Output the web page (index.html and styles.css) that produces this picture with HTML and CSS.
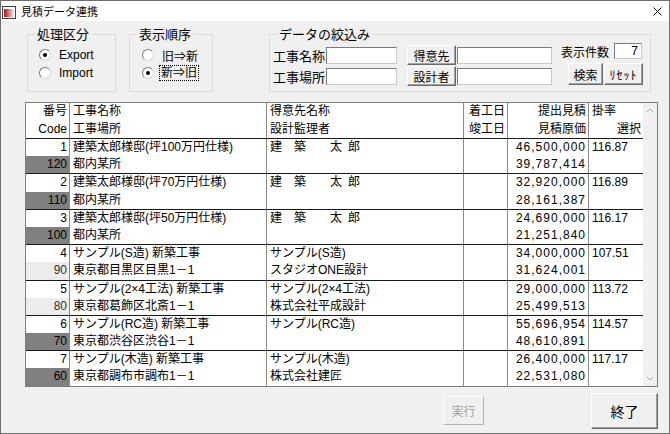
FILE: index.html
```html
<!DOCTYPE html>
<html lang="ja">
<head>
  <meta charset="UTF-8">
  <title>見積データ連携</title>
  <link rel="stylesheet" href="styles.css">
</head>
<body>
  <div class="window">
    <!-- Title bar -->
    <div class="titlebar">
      <svg class="app-icon" width="14" height="13" viewBox="0 0 14 13">
        <defs>
          <linearGradient id="iconGrad" x1="0" x2="1" y1="0" y2="0">
            <stop offset="0" stop-color="#a8141c"/>
            <stop offset="1" stop-color="#fbe9e9"/>
          </linearGradient>
        </defs>
        <rect x="0.5" y="0.5" width="13" height="12" fill="#fff" stroke="#404040"/>
        <rect x="2" y="3" width="10" height="8" fill="url(#iconGrad)"/>
      </svg>
      <span class="title">見積データ連携</span>
      <svg class="close" width="9" height="9" viewBox="0 0 9 9">
        <path d="M0.5 0.5 L8.5 8.5 M8.5 0.5 L0.5 8.5" stroke="#111" stroke-width="1"/>
      </svg>
    </div>

    <div class="client">
      <!-- Filter groups -->
      <div class="filters">
        <fieldset class="group group-mode">
          <legend>処理区分</legend>
          <div class="radios">
            <label class="radio checked"><span class="dot"></span>Export</label>
            <label class="radio"><span class="dot"></span>Import</label>
          </div>
        </fieldset>

        <fieldset class="group group-order">
          <legend>表示順序</legend>
          <div class="radios">
            <label class="radio"><span class="dot"></span>旧⇒新</label>
            <label class="radio checked"><span class="dot"></span><span class="focus">新⇒旧</span></label>
          </div>
        </fieldset>

        <fieldset class="group group-search">
          <legend>データの絞込み</legend>
          <div class="search">
            <div class="search-fields">
              <div class="search-row">
                <span class="field-label">工事名称</span>
                <span class="text short"></span>
                <button class="btn pick">得意先</button>
                <span class="text wide"></span>
              </div>
              <div class="search-row">
                <span class="field-label">工事場所</span>
                <span class="text short"></span>
                <button class="btn pick">設計者</button>
                <span class="text wide"></span>
              </div>
            </div>
            <div class="search-side">
              <div class="count-row">
                <span class="count-label">表示件数</span>
                <span class="text count">7</span>
              </div>
              <div class="side-buttons">
                <button class="btn find">検索</button>
                <button class="btn reset">ﾘｾｯﾄ</button>
              </div>
            </div>
          </div>
        </fieldset>
      </div>

      <!-- Estimate list -->
      <div class="grid">
        <table class="list">
          <colgroup>
            <col class="w-no">
            <col class="w-name">
            <col class="w-client">
            <col class="w-date">
            <col class="w-price">
            <col class="w-rate">
          </colgroup>
          <thead>
            <tr>
              <th><div class="line r">番号</div><div class="line r">Code</div></th>
              <th><div class="line">工事名称</div><div class="line">工事場所</div></th>
              <th><div class="line">得意先名称</div><div class="line">設計監理者</div></th>
              <th><div class="line r">着工日</div><div class="line r">竣工日</div></th>
              <th><div class="line r">提出見積</div><div class="line r">見積原価</div></th>
              <th class="last"><div class="line">掛率</div><div class="line r">選択</div></th>
            </tr>
          </thead>
          <tbody>
            <tr>
              <td><div class="line r">1</div><div class="line r code dark">120</div></td>
              <td><div class="line">建築太郎様邸(坪100万円仕様)</div><div class="line">都内某所</div></td>
              <td><div class="line">建　築　　太&#8194;郎</div><div class="line"></div></td>
              <td><div class="line"></div><div class="line"></div></td>
              <td><div class="line r num">46,500,000</div><div class="line r num">39,787,414</div></td>
              <td class="last"><div class="line">116.87</div><div class="line"></div></td>
            </tr>
            <tr>
              <td><div class="line r">2</div><div class="line r code dark">110</div></td>
              <td><div class="line">建築太郎様邸(坪70万円仕様)</div><div class="line">都内某所</div></td>
              <td><div class="line">建　築　　太&#8194;郎</div><div class="line"></div></td>
              <td><div class="line"></div><div class="line"></div></td>
              <td><div class="line r num">32,920,000</div><div class="line r num">28,161,387</div></td>
              <td class="last"><div class="line">116.89</div><div class="line"></div></td>
            </tr>
            <tr>
              <td><div class="line r">3</div><div class="line r code dark">100</div></td>
              <td><div class="line">建築太郎様邸(坪50万円仕様)</div><div class="line">都内某所</div></td>
              <td><div class="line">建　築　　太&#8194;郎</div><div class="line"></div></td>
              <td><div class="line"></div><div class="line"></div></td>
              <td><div class="line r num">24,690,000</div><div class="line r num">21,251,840</div></td>
              <td class="last"><div class="line">116.17</div><div class="line"></div></td>
            </tr>
            <tr>
              <td><div class="line r">4</div><div class="line r code light">90</div></td>
              <td><div class="line">サンプル(S造) 新築工事</div><div class="line">東京都目黒区目黒1－1</div></td>
              <td><div class="line">サンプル(S造)</div><div class="line">スタジオONE設計</div></td>
              <td><div class="line"></div><div class="line"></div></td>
              <td><div class="line r num">34,000,000</div><div class="line r num">31,624,001</div></td>
              <td class="last"><div class="line">107.51</div><div class="line"></div></td>
            </tr>
            <tr>
              <td><div class="line r">5</div><div class="line r code light">80</div></td>
              <td><div class="line">サンプル(2×4工法) 新築工事</div><div class="line">東京都葛飾区北斎1－1</div></td>
              <td><div class="line">サンプル(2×4工法)</div><div class="line">株式会社平成設計</div></td>
              <td><div class="line"></div><div class="line"></div></td>
              <td><div class="line r num">29,000,000</div><div class="line r num">25,499,513</div></td>
              <td class="last"><div class="line">113.72</div><div class="line"></div></td>
            </tr>
            <tr>
              <td><div class="line r">6</div><div class="line r code dark">70</div></td>
              <td><div class="line">サンプル(RC造) 新築工事</div><div class="line">東京都渋谷区渋谷1－1</div></td>
              <td><div class="line">サンプル(RC造)</div><div class="line"></div></td>
              <td><div class="line"></div><div class="line"></div></td>
              <td><div class="line r num">55,696,954</div><div class="line r num">48,610,891</div></td>
              <td class="last"><div class="line">114.57</div><div class="line"></div></td>
            </tr>
            <tr>
              <td><div class="line r">7</div><div class="line r code dark">60</div></td>
              <td><div class="line">サンプル(木造) 新築工事</div><div class="line">東京都調布市調布1－1</div></td>
              <td><div class="line">サンプル(木造)</div><div class="line">株式会社建匠</div></td>
              <td><div class="line"></div><div class="line"></div></td>
              <td><div class="line r num">26,400,000</div><div class="line r num">22,531,080</div></td>
              <td class="last"><div class="line">117.17</div><div class="line"></div></td>
            </tr>
          </tbody>
        </table>
        <div class="scrollbar">
          <svg width="14" height="16" viewBox="0 0 14 16"><path d="M4 9 L7 6 L10 9" fill="none" stroke="#a6a6a6" stroke-width="1"/></svg>
          <svg width="14" height="16" viewBox="0 0 14 16"><path d="M4 7 L7 10 L10 7" fill="none" stroke="#a6a6a6" stroke-width="1"/></svg>
        </div>
      </div>

      <!-- Bottom buttons -->
      <div class="footer">
        <button class="btn run" disabled>実行</button>
        <button class="btn quit">終了</button>
      </div>
    </div>
  </div>
</body>
</html>
```

FILE: styles.css
```css
/* Reset */
* {
  margin: 0;
  padding: 0;
  box-sizing: border-box;
}
body {
  font-family: "Liberation Sans", "Noto Sans CJK JP", sans-serif;
  font-size: 12px;
  color: #000;
  background: #fff;
}
/* Window frame */
.window {
  width: 670px;
  height: 434px;
  border: 1px solid #6e6e6e;
  display: flex;
  flex-direction: column;
  background: #f0f0f0;
}
.titlebar {
  height: 20px;
  background: #fff;
  display: flex;
  align-items: center;
  padding-left: 1px;
}
.app-icon {
  margin-top: 3px;
}
.title {
  margin-left: 5px;
  font-size: 11px;
  font-family: "Noto Sans CJK JP", sans-serif;
}
.close {
  margin-left: auto;
  margin-right: 7px;
  margin-top: 1px;
}
.client {
  flex: 1;
  padding: 6px 11px 0 24px;
}
/* Group boxes */
.filters {
  display: flex;
  height: 65px;
}
.group {
  border: 1px solid #d9d9d9;
  padding: 0;
  height: 65px;
}
.group legend {
  font-family: "Noto Sans CJK JP", sans-serif;
  font-size: 13px;
  line-height: 14px;
  padding: 0 3px;
  margin-left: 6px;
}
.group-mode {
  margin-left: 2px;
  width: 89px;
}
.group-order {
  margin-left: 13px;
  width: 84px;
}
.group-search {
  margin-left: 56px;
  width: 382px;
}
.radios {
  padding-top: 5px;
}
.group-mode .radios {
  padding-left: 11px;
}
.group-order .radios {
  padding-left: 12px;
}
.radio {
  display: flex;
  align-items: center;
  height: 18px;
  font-size: 12px;
}
.dot {
  width: 12px;
  height: 12px;
  border-radius: 50%;
  border: 1px solid;
  border-color: #7a7a7a #d6d6d6 #d6d6d6 #7a7a7a;
  background: #fff;
  display: flex;
  align-items: center;
  justify-content: center;
  margin-right: 8px;
}
.radio.checked .dot::after {
  content: "";
  width: 4px;
  height: 4px;
  border-radius: 50%;
  background: #000;
}
.focus {
  outline: 1px dotted #000;
  outline-offset: 0;
  padding: 0 1px;
  margin-left: -2px;
  line-height: 14px;
}
/* Search group */
.search {
  display: flex;
  padding: 2px 0 0 3px;
}
.search-fields {
  margin-top: 2px;
}
.search-row {
  display: flex;
  align-items: center;
  height: 20px;
  margin-bottom: 1px;
}
.field-label {
  width: 53px;
  font-size: 13px;
  font-family: "Noto Sans CJK JP", sans-serif;
}
.text {
  display: block;
  height: 17px;
  background: #fff;
  border: 1px solid;
  border-color: #7a7a7a #c8c8c8 #c8c8c8 #7a7a7a;
}
.text.short {
  width: 71px;
}
.text.wide {
  width: 95px;
  margin-left: 1px;
}
.btn {
  font-family: "Noto Sans CJK JP", sans-serif;
  font-size: 12px;
  color: #000;
  background: #f0f0f0;
  border: 1px solid;
  border-color: #fff #6a6a6a #6a6a6a #fff;
  box-shadow: inset -1px -1px 0 #a0a0a0;
}
.btn.pick {
  width: 49px;
  height: 20px;
  margin-left: 10px;
}
.search-side {
  margin-left: 9px;
}
.count-row {
  display: flex;
  align-items: center;
  height: 16px;
}
.count-label {
  width: 53px;
  font-family: "Noto Sans CJK JP", sans-serif;
}
.text.count {
  width: 28px;
  height: 16px;
  text-align: right;
  padding-right: 3px;
  line-height: 14px;
}
.side-buttons {
  display: flex;
  margin-top: 4px;
  margin-left: 7px;
}
.btn.find {
  width: 35px;
  height: 22px;
}
.btn.reset {
  width: 39px;
  height: 22px;
  margin-left: 1px;
  letter-spacing: 1px;
}
/* List grid */
.grid {
  display: flex;
  margin-top: 10px;
  border: 1px solid #7d7d7d;
  background: #fff;
}
.list {
  border-collapse: separate;
  border-spacing: 0;
  table-layout: fixed;
  width: 617px;
}
.w-no { width: 44px; }
.w-name { width: 197px; }
.w-client { width: 197px; }
.w-date { width: 44px; }
.w-price { width: 81px; }
.w-rate { width: 54px; }
.list th,
.list td {
  padding: 0;
  font-weight: normal;
  text-align: left;
  vertical-align: top;
  border-right: 1px solid #8a8a8a;
  border-bottom: 1px solid #1a1a1a;
}
.list .last {
  border-right: none;
}
.list tbody tr:last-child td {
  border-bottom: none;
}
.line {
  height: 17.2px;
  line-height: 17.2px;
  padding: 0 2px 0 3px;
  white-space: nowrap;
  overflow: hidden;
}
.list th .line {
  height: 17.5px;
  line-height: 17.5px;
}
.r {
  text-align: right;
}
.num {
  letter-spacing: 1px;
  padding-right: 2px;
}
.code.dark {
  background: #808080;
}
.code.light {
  background: #ececec;
  color: #333;
}
.scrollbar {
  width: 14px;
  background: #f0f0f0;
  display: flex;
  flex-direction: column;
  justify-content: space-between;
}
/* Footer buttons */
.footer {
  display: flex;
  justify-content: flex-end;
  align-items: center;
  height: 36px;
  margin-top: 6px;
}
.btn.run {
  width: 41px;
  height: 29px;
  margin-right: 107px;
  color: #a0a0a0;
  border-color: #fff #b4b4b4 #b4b4b4 #fff;
  box-shadow: none;
}
.btn.quit {
  width: 67px;
  height: 36px;
  font-size: 14px;
}
```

■ SET EXERCISE
Review the preceding data and report every line that includes the string "index".

■ OUTPUT OF THE EXERCISE
Output the web page (index.html and styles.css) that produces this picture with HTML and CSS.
FILE: index.html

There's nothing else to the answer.